I like listening to radio more than putting albums on. Some musicians have berated me for this, but to me listening to radio vs album is like the difference between reading the paper - or your favourite blog - vs a book you've already read several times. Sometimes you'll want the book, but typically the paper is more suitable. Radio connects you to the world. It delivers a cultural barometer that your cd collection can't give you - because it's your collection. I have listened to a wide variety of radio over the years - not all of it voluntarily - here is my review of it.

Radio National

I've started with a wildcard entry. RN specializes not in music but in current affairs and documentary style shows, a format which is often called "talk". I know that for many people, especially those under 30, the idea of a talk station conjures up a horror of horse racing, insomniac talkback callers and shock jocks. RN is a rare and shining exception to this. It's like having a great magazine, at the flick of a switch, and constantly updated. Standout shows are too many to mention but include Phillip Adams every night at 10, and most of Saturday's daytime shows.
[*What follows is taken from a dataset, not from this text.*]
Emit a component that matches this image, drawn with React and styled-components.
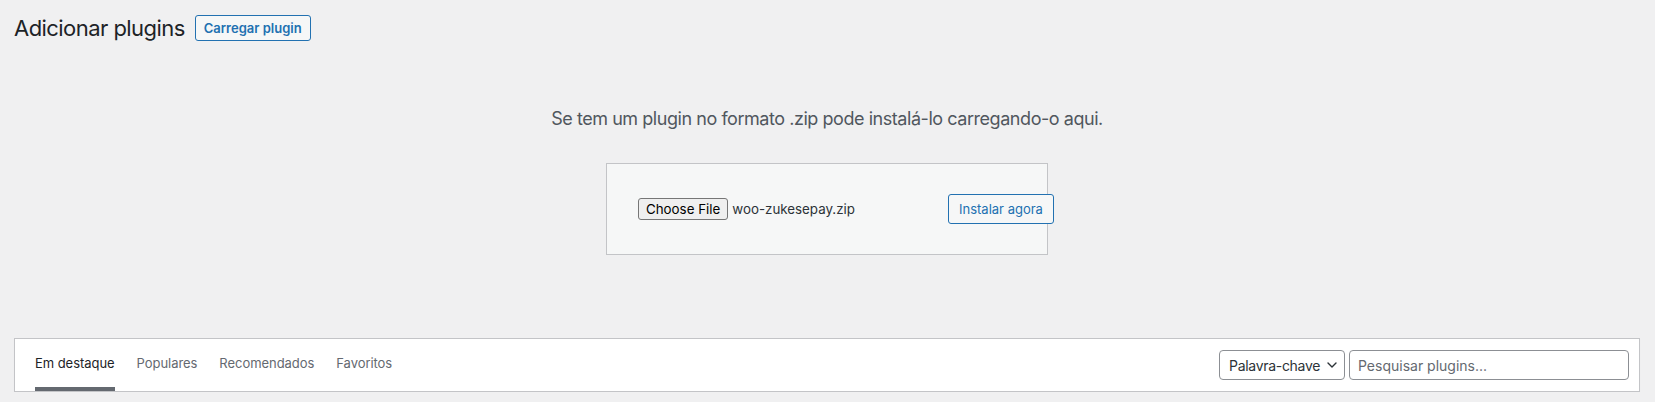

If RN has one problem it is perhaps that it's too interesting - this is not background music for your thinkin' work. As David Nichols has pointed out, it is ironically RN's music programs that let it down, though there are exceptions such as Tim Ritchie's Friday night show. RN is now podcast, so you can listen at convenient times or while insomniac etc. I've yet to get an iPod but I imagine their owners, having discovered RN, need never experience boredom again.

3RRR

It's become a cliche to say it but RRR really is the cream of Australia's - possible the world's - public radio. It has so many good music shows presented by in-the-know announcers that listening to this station is probably the best way to find out about music - certainly more effective than our increasingly daggy street-press. If you live outside Melbourne and are unimpressed by your local public radio, check out RRR on the internet. You'll have to search for the shows that suit you as it would take too long to list the good ones here, and of course which ones you like will depend on your taste in music. There are talk shows too, and some excel, for example Byte Into It, which is kind of a "cool" look at I.T. with a focus on open source, games and the internet.

3PBS

Used to be on a par with RRR but it went in a new direction a year or two back which alienated a lot of listeners. In the daytime especially PBS now focuses on a "roots" genre which to me always sounds like variations on country and western. I know some people love c'n'w, but possibly due to bad childhood radio experiences I can't listen to it, even in its "alt" or "nu" forms. PBS has fewer gems in its crown now, yet those that exist shine very brightly. It's always been strong in a block that might loosely be described as "indie from 5 to 7 pm". The Makeshift Swahili show is one of the best out-there-music programs around, though it is criminally scheduled at midnight on a Monday. For years PBS championed Aussie-accented hiphop, which is now mainsteam.

JJJ

A lot of critical music fans switched JJJ off during the bad old days of the 90s and have never returned to it. At that time JJJ owned the youth demographic and thus had a lot of power in the music industry. For reasons unclear they decided to program only Nirvana-clone bands for a decade. They bludgeoned Australian musicians with the message that if you want to be successful, you need to sound like a distortion pedal, and if you choose not to, you will be invisible. In my view this caused lasting damage to our music scene. Overseas in the 90s there was healthy innovation which often crossed over to the mainstream - Radiohead, Squarepusher and Missy Elliot are random examples that spring to mind. In Australia we produced Silverchair. And this after leading the world in the late 70s and 80s. A lot of good music happened here in the 90s but it was invisible. Some of the survivors have surfaced post 2000, and Australian music is doing well now.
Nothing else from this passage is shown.